Mon hommage à Jean-François Kahn
J’apprends avec tristesse le départ de Jean-François Kahn ce mercredi 23 janvier et me vient aussitôt à l’esprit une altercation mémorable entre le journaliste et Siné sur le plateau de Droit de réponse dont l’émission était consacrée ce samedi-là à la disparition de Charlie Hebdo. C’était en 1982 et je n’aurais manqué pour rien au monde le rendez-vous hebdomadaire dont JFK était un chroniqueur régulier. J’aimais ses interventions empreintes d’humanisme et de bon sens, sa voix qui montait dans les aigus quand il s’animait, son rire tonitruant. Il représentait pour moi et pour beaucoup de ma génération un idéal de journalisme issu de figures mythiques comme London ou Kessel même s’il disait ne pas en avoir eu la vocation.
Pour ses 70 ans, il avait réuni famille et amis au Bataclan non loin de son appartement près de la place de la République. Des rires et des chansons bien sûr pour cet amoureux de la vie qui craignait de ne pas fêter une décennie supplémentaire, un buffet bien garni aussi pour cet amateur de bonne chère et de bons vins. C’est comme s’il avait bouclé une dernière édition, il lui restait heureusement quelques chapitres à écrire pendant les seize années qui ont suivi.
“Ma mère vivait notre famille comme particulière car elle était fière d’avoir trois enfants qui avaient réussi dans leurs spécialités.” JFK
Une famille particulière
Jean-François Kahn a vu le jour le 12 juin 1938 à Viroflay en Seine-et-Oise. Très vite confronté aux drames de l’Histoire, contraint de cacher ses origines juives pour échapper à l’occupant en adoptant le nom de sa mère; il ne retrouvera le nom paternel qu’à la fin des années cinquante. Élevé dans la tradition catholique, il reprend à son compte la citation de Jean-Paul Sartre : “Être juif c’est se voir juif dans le regard de l’autre“. Il évolue dans une famille à haut potentiel puisque ses frères cadets Olivier et Axel ont été deux grands scientifiques qui ont excellé dans leurs domaines, la chimie pour Olivier et la génétique pour Axel. Le premier disparaît précocement en 1999 et le second en 2021.
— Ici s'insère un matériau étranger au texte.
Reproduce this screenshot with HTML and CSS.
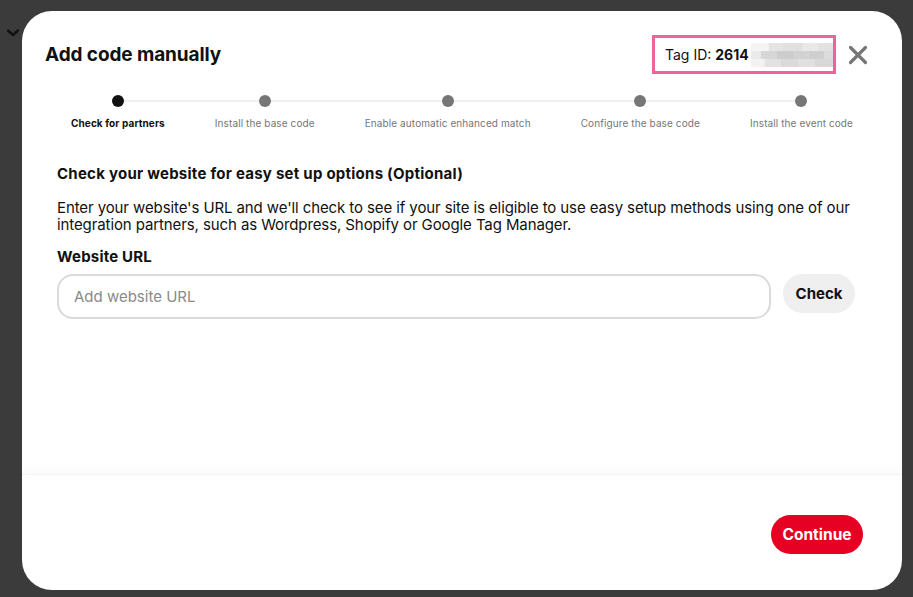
FILE: index.html
```html
<!DOCTYPE html>
<html lang="en">
<head>
<meta charset="utf-8">
<title>Add code manually</title>
<link rel="stylesheet" href="styles.css">
</head>
<body>
<div class="backdrop-chevron">
  <svg width="12" height="8" viewBox="0 0 12 8"><path d="M1 1.5 L6 6 L11 1.5" fill="none" stroke="#111" stroke-width="2.4" stroke-linecap="round" stroke-linejoin="round"/></svg>
</div>
<div class="modal">
  <header class="modal-header">
    <h1 class="title">Add code manually</h1>
    <div class="header-right">
      <div class="tag-box">
        <span class="tag-label">Tag ID: </span><span class="tag-id">2614</span>
        <svg class="blur" width="83" height="24" viewBox="0 0 83 24">
          <rect x="0" y="0" width="83" height="24" fill="#ececec"/>
          <rect x="0" y="0" width="18" height="8" fill="#f4f4f4"/>
          <rect x="18" y="0" width="14" height="8" fill="#e4e4e4"/>
          <rect x="32" y="0" width="20" height="8" fill="#e0e0e0"/>
          <rect x="52" y="0" width="16" height="8" fill="#e8e8e8"/>
          <rect x="68" y="0" width="15" height="8" fill="#e2e2e2"/>
          <rect x="0" y="8" width="10" height="8" fill="#eaeaea"/>
          <rect x="10" y="8" width="16" height="8" fill="#d6d6d6"/>
          <rect x="26" y="8" width="18" height="8" fill="#cdcdcd"/>
          <rect x="44" y="8" width="14" height="8" fill="#d2d2d2"/>
          <rect x="58" y="8" width="16" height="8" fill="#cfcfcf"/>
          <rect x="74" y="8" width="9" height="8" fill="#dcdcdc"/>
          <rect x="0" y="16" width="14" height="8" fill="#f2f2f2"/>
          <rect x="14" y="16" width="16" height="8" fill="#e2e2e2"/>
          <rect x="30" y="16" width="18" height="8" fill="#dadada"/>
          <rect x="48" y="16" width="16" height="8" fill="#e0e0e0"/>
          <rect x="64" y="16" width="19" height="8" fill="#d8d8d8"/>
        </svg>
      </div>
      <button class="close" aria-label="Close">
        <svg width="20" height="20" viewBox="0 0 20 20"><path d="M2.5 2.5 L17.5 17.5 M17.5 2.5 L2.5 17.5" fill="none" stroke="#767676" stroke-width="3.2" stroke-linecap="round"/></svg>
      </button>
    </div>
  </header>

  <div class="stepper">
    <div class="step active"><span class="dot"></span><span class="step-label">Check for partners</span></div>
    <div class="step"><span class="dot"></span><span class="step-label">Install the base code</span></div>
    <div class="step"><span class="dot"></span><span class="step-label">Enable automatic enhanced match</span></div>
    <div class="step"><span class="dot"></span><span class="step-label">Configure the base code</span></div>
    <div class="step"><span class="dot"></span><span class="step-label">Install the event code</span></div>
  </div>

  <main class="content">
    <h2 class="section-title">Check your website for easy set up options (Optional)</h2>
    <p class="section-text">Enter your website's URL and we'll check to see if your site is eligible to use easy setup methods using one of our integration partners, such as Wordpress, Shopify or Google Tag Manager.</p>
    <label class="field-label" for="url">Website URL</label>
    <div class="url-row">
      <input id="url" class="url-input" type="text" placeholder="Add website URL">
      <button class="btn btn-gray">Check</button>
    </div>
  </main>

  <footer class="modal-footer">
    <button class="btn btn-red">Continue</button>
  </footer>
</div>
</body>
</html>
```

FILE: styles.css
```css
* { box-sizing: border-box; }
html, body { margin: 0; height: 100%; }
body {
  background: #3b3b3b;
  font-family: Inter, "Noto Sans", "Liberation Sans", sans-serif;
  color: #111111;
  padding: 11px 0 0 22px;
  overflow: hidden;
  position: relative;
}
.backdrop-chevron {
  position: absolute;
  left: 7px;
  top: 29px;
  line-height: 0;
}
.modal {
  position: relative;
  width: 880px;
  height: 579px;
  background: #ffffff;
  border-radius: 30px;
  display: flex;
  flex-direction: column;
  overflow: hidden;
}
.modal-header {
  display: flex;
  align-items: center;
  justify-content: space-between;
  padding: 24px 34px 0 23px;
}
.title {
  margin: 0;
  font-size: 19px;
  font-weight: 700;
  letter-spacing: -0.1px;
  line-height: 24px;
}
.header-right {
  display: flex;
  align-items: center;
  gap: 12px;
}
.tag-box {
  width: 184px;
  height: 39px;
  border: 3px solid #f0629a;
  display: flex;
  align-items: center;
  padding-left: 10px;
  font-size: 14px;
  white-space: pre;
}
.tag-id { font-weight: 700; }
.blur { margin-left: 2px; display: block; }
.close {
  border: 0;
  background: none;
  padding: 0;
  width: 20px;
  height: 20px;
  line-height: 0;
  cursor: pointer;
}
.stepper {
  position: relative;
  display: flex;
  justify-content: space-between;
  padding: 0 49px;
  margin-top: 21px;
}
.stepper::before {
  content: "";
  position: absolute;
  top: 5px;
  left: 96px;
  right: 100px;
  height: 2px;
  background: #f0f0f0;
}
.step {
  position: relative;
  display: flex;
  flex-direction: column;
  align-items: center;
}
.dot {
  width: 12px;
  height: 12px;
  border-radius: 50%;
  background: #767676;
}
.step.active .dot { background: #111111; }
.step-label {
  margin-top: 10px;
  font-size: 10px;
  line-height: 12px;
  color: #767676;
  letter-spacing: 0.1px;
  white-space: nowrap;
}
.step.active .step-label { color: #111111; font-weight: 700; }
.content {
  flex: 1;
  padding: 36px 47px 0 35px;
}
.section-title {
  margin: 0;
  font-size: 15px;
  line-height: 18px;
  font-weight: 700;
  letter-spacing: 0.25px;
}
.section-text {
  margin: 16px -6px 0 0;
  font-size: 15px;
  line-height: 17px;
  letter-spacing: -0.1px;
}
.field-label {
  display: block;
  margin-top: 15px;
  font-size: 15px;
  line-height: 18px;
  font-weight: 700;
  letter-spacing: 0.2px;
}
.url-row {
  display: flex;
  align-items: flex-start;
  gap: 12px;
  margin-top: 8px;
}
.url-input {
  flex: 1;
  height: 45px;
  border: 2px solid #dadada;
  border-radius: 16px;
  padding: 0 15px;
  font-family: inherit;
  font-size: 15px;
  color: #111;
  outline: none;
}
.url-input::placeholder { color: #8a8a8a; }
.btn {
  border: 0;
  font-family: inherit;
  font-weight: 700;
  font-size: 15px;
  border-radius: 20px;
  cursor: pointer;
}
.btn-gray {
  background: #efefef;
  color: #111;
  width: 72px;
  height: 39px;
}
.modal-footer {
  height: 116px;
  display: flex;
  align-items: center;
  justify-content: flex-end;
  padding: 3px 39px 0 0;
  border-top: 1px solid #f3f3f3;
  box-shadow: 0 -6px 10px rgba(0, 0, 0, 0.025);
}
.btn-red {
  background: #e60023;
  color: #ffffff;
  width: 92px;
  height: 39px;
  font-size: 15.5px;
}
```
La fratrie © archives personnelles
Jean-François Kahn est adolescent quand ses parents se séparent et il suit son père, le philosophe Jean Kahn-Dessertenne tandis que ses frères restent avec leur mère, Camille Ferriot, une personnalité qui se présentera aux municipales à 90 ans dans le fief familial de Mussy-sur-Seine et qui suivant les termes de son fils Axel “avait une passion pour le travail de Jean-François”. Axel et Jean-François évoquent dans l’ouvrage rédigé à quatre mains en 2006, “Comme deux frères”, le suicide de leur père, ”ce génie étouffé par son intellectualisme”, le 17 avril 1970. Les deux frères éloignés dès l’enfance par les aléas de l’existence se retrouvent alors pour raconter leurs origines alsacienne et juive mais aussi l’antisémitisme de leur grand-mère maternelle, les racines de leur agnosticisme, leur engagement de jeunesse au parti communiste, leurs combats, leurs illusions et désillusions.

JFK à ses débuts © archives personnelles
Un homme libre
Curieux de nature, il s’intéresse à tout ce qui n’est pas au programme et se passionne pour tout ce qui est hors-cadre. Licencié en histoire, il effectue des petits boulots au tri postal et dans une imprimerie puis enseigne sans conviction. C’est pour échapper à ce métier qui ne lui correspond pas qu’il entre en 1959 à Paris-Presse où il se distingue par son érudition et son esprit d’indépendance. Militant communiste dans sa jeunesse, il évolue vers ce qu’il a appelé un centrisme révolutionnaire et se montre engagé dès ses premiers pas dans le journalisme. Il est envoyé en Algérie pour relater les événements, première mission d’une longue série dont la guerre du Vietnam qu’il suivra pour l’Express.
“Est-ce que j’ai servi à quelque chose ?” JFK
Il couvrira les principaux conflits de la planète et sera à l’origine de nombreux scoops dont l’affaire Ben Barka ou plus tard celle du sang contaminé. Il deviendra éditorialiste à Europe 1 en 1971 ce qui mettra fin à son travail de grand reporter même s’il continuera de sillonner le monde pour rester en alerte. Jamais censuré, il sera cependant renvoyé à plusieurs reprises pour des propos jugés inopportuns par des patrons conscients de son talent mais aussi d’une indocilité inhérente à sa vision de l’information.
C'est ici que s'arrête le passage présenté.